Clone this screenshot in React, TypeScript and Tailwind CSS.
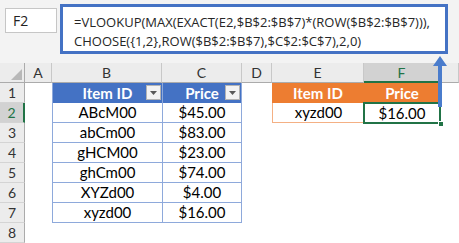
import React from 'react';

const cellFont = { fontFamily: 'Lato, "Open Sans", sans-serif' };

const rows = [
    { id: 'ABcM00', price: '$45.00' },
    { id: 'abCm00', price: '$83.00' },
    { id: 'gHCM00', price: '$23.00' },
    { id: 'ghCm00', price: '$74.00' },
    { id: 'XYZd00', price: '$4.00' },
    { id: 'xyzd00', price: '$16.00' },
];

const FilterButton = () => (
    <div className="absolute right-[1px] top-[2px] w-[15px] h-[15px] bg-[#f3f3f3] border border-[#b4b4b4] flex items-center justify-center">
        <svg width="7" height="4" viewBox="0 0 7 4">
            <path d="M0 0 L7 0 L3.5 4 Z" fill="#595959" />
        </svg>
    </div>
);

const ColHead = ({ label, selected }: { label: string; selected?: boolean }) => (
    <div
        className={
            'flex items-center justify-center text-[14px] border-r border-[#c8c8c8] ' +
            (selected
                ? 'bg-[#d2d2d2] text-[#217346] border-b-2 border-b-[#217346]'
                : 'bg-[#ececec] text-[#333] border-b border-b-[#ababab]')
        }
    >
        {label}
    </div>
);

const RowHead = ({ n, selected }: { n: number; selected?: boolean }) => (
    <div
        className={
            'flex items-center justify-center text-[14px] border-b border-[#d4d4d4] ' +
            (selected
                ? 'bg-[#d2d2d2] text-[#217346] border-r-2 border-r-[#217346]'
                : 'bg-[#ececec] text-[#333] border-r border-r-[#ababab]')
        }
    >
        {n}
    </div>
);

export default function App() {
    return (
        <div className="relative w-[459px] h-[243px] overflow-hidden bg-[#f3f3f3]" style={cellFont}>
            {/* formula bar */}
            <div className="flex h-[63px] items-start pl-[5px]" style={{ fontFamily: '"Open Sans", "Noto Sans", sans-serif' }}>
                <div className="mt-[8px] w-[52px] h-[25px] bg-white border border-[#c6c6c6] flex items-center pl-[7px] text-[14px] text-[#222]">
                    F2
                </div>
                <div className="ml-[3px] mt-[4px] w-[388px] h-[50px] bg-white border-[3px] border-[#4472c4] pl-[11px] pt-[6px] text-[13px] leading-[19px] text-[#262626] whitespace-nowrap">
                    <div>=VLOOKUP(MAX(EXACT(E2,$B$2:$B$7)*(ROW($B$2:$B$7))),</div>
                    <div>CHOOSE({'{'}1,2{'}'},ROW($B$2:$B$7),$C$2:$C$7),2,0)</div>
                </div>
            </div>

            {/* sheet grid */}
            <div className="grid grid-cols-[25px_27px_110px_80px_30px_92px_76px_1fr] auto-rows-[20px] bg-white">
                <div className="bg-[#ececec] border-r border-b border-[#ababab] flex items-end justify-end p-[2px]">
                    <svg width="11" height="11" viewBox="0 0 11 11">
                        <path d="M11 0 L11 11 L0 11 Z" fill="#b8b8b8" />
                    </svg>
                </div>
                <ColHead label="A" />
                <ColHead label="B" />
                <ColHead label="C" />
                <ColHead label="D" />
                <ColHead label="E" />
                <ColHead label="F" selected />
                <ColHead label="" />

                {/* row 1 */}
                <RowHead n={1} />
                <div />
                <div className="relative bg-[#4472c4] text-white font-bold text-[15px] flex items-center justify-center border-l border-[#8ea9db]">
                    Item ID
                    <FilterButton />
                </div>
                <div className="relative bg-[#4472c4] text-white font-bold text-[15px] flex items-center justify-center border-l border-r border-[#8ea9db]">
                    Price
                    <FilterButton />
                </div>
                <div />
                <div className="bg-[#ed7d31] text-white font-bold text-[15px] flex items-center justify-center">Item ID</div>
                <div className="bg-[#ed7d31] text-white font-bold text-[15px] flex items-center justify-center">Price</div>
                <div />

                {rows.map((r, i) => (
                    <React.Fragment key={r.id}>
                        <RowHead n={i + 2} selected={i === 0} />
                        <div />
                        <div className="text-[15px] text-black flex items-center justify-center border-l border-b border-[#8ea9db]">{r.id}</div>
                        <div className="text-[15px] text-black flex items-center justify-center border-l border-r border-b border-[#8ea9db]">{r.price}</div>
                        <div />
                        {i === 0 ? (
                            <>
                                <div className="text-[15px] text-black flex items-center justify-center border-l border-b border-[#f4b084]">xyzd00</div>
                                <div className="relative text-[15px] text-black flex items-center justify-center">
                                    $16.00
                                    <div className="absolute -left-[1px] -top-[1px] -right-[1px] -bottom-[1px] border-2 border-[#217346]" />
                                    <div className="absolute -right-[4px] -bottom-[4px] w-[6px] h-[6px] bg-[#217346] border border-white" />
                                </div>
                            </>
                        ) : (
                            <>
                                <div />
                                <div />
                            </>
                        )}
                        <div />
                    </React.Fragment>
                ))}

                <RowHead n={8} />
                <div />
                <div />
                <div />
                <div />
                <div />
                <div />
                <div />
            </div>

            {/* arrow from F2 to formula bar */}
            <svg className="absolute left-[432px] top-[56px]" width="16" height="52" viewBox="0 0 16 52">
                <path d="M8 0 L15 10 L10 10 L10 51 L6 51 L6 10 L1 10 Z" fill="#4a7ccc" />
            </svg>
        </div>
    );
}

Exercise goal
For the listing above, identify each line bearing "React".

Written solution
Clone this screenshot in React, TypeScript and Tailwind CSS.
import React from 'react';
                    <React.Fragment key={r.id}>
                    </React.Fragment>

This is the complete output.